Avoiding the poverty trap

Greater targeting of Family Assistance on the number and ages of children in families, rather than on hours of work or income, may help families avoid the poverty trap, research by Linkages-funded PhD student Patrick Nolan suggests.

The work is part of Patrick’s evaluation of the design of family and employment tax credits, and is the first comprehensive evaluation since 1992 of the poverty traps in the social security system in New Zealand.

“Reforms to family and employment tax credits have been at the heart of social security reforms throughout the Anglo-American world. In New Zealand, reform to the Family Assistance Tax Credits is a central feature of the Working for Families reforms, which will collectively account for an additional $1.1 billion of new expenditure in the social security system when fully implemented in 2007-2008,” Patrick says.

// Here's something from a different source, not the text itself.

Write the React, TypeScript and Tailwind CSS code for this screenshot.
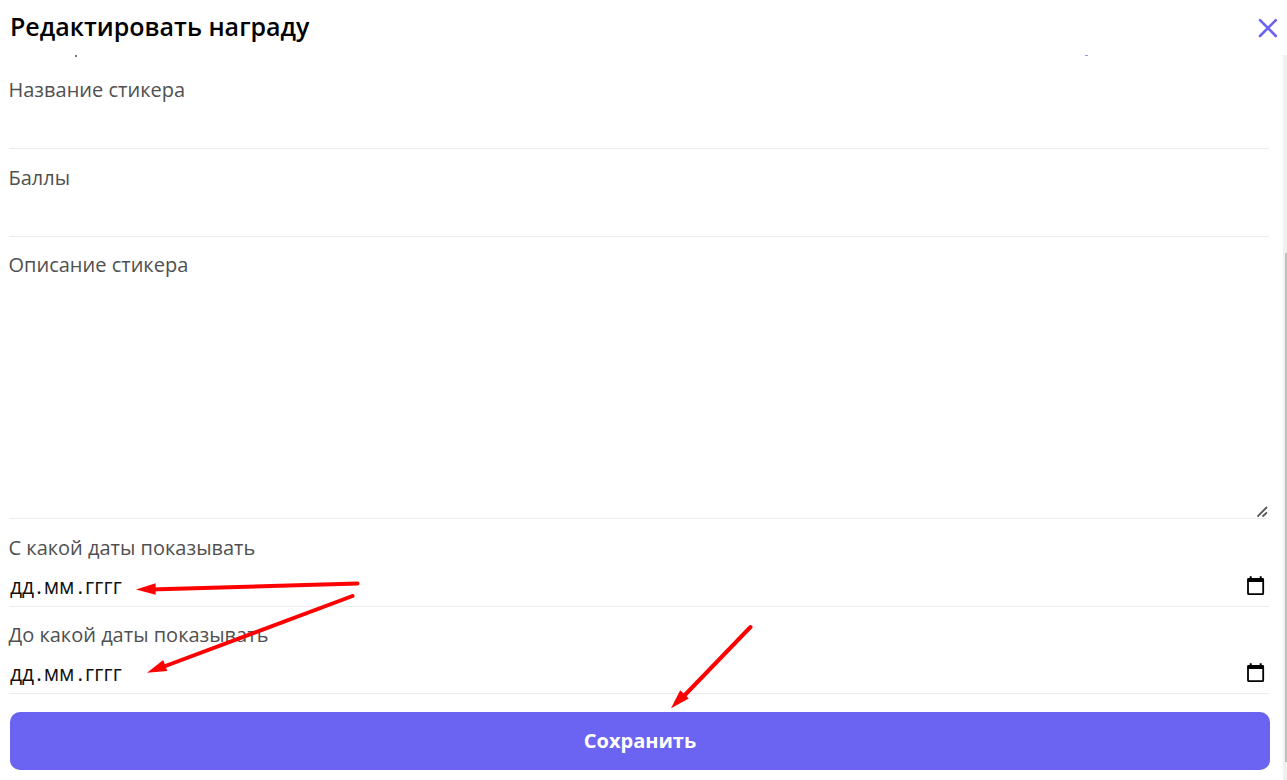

“I’m focusing on how the shift in New Zealand’s social security system since the mid-1980s towards tax credits targeted on the basis of income and work effort has had an impact on a number of public policy outcomes. These include financial incentives to work; the incidence of poverty; spillover to people with higher incomes; administration and compliance costs; and fiscal costs to the government.

“I’m also looking at whether the impact of these programmes on public policy outcomes would improve if there were changes to the bases for the targeting of these programmes. In particular, I’m looking at whether greater targeting based on the number and ages of children in the household – as opposed to hours of work or income – would have a positive effect on public policy outcomes.

“Increasingly targeting supplementary assistance on the ages and numbers of children could allow simplification of the social security system and reduce the extent that families face the withdrawal of assistance when their incomes increase. These bases for targeting may also be a relatively accurate proxy for need, as families with children face additional costs to families without children and family incomes tend to be relatively low in the years when they are bringing up young children.”

Patrick says a key finding of his research is that single-income low-wage families with children (with both sole and partnered caregivers) are the family types most likely to face poverty traps in the social security system. “Poverty traps occur when people receive little or no increase in income in the hand when they increase their hours of work. These poverty traps have implications for a wide range of policy issues, including the labour supply of primary and secondary earners, the demand for childcare assistance, and the formation and stability of family structures.”

Although reforms to family and employment tax credits have been central to social security reforms throughout the Anglo-American world, there has been relatively little comparative public policy research on these reforms.

“My study compares the experiences with these programmes in five Anglo-American countries (New Zealand, Australia, Canada, the United Kingdom and the United States). Even after the Working for Families reforms, New Zealand emerges from this international comparison as an extreme version of targeting by income, with relatively little assistance provided for families not categorised as having low incomes,” Patrick says.